Exception raising, and performance implications.
Steve Holden
steve at holdenweb.com
Tue Oct 4 17:25:34 CEST 2005
leo wrote:
>>However, I think the functionality you're asking for is available as
>>inspect.currentframe(), and if the implementation is in "C" it may have a tiny
>>performance advantage over the Python version.
>
>
> You're absolutely right, in fact the code snippet from my OP was taken
> directly from inspect.currentframe. We're intending on using this in
> production, and I'm trying to gauge what the implications may be.
>
>
>>Python uses exceptions internally, using StopIteration to terminate the
>>iterator in a for: loop.
>
>
> Wow, I was unaware of this.

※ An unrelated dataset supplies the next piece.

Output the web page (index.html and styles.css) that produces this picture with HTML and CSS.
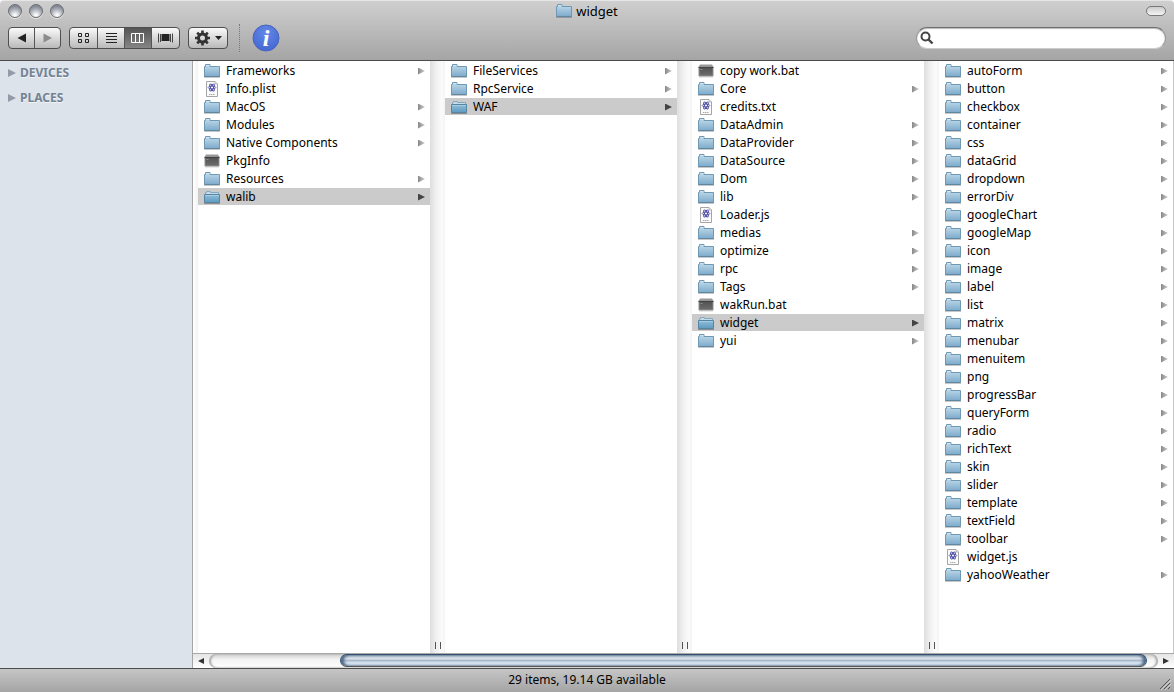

If Python internally uses exceptions, maybe
> they aren't as detrimental as I thought.
>
> That said, I will be judiciously profiling my code and measuring as
> much as possible, I just wanted to throw this question out to the NG in
> case anyone had done this before (and so I can put off learning the
> profiler a little bit longer :) )
>
> Thanks all for the replies.
>
Do note, however, that detecting an exception inside the C framework of
the interpreter carries less overhead than detecting an exception in
Python itself.
That said, exceptions are probably rather more "lightweight" than you
might imagine, so benchmarking (the profiler may not be best - have you
come across "timeit.py"?) is the best way to go.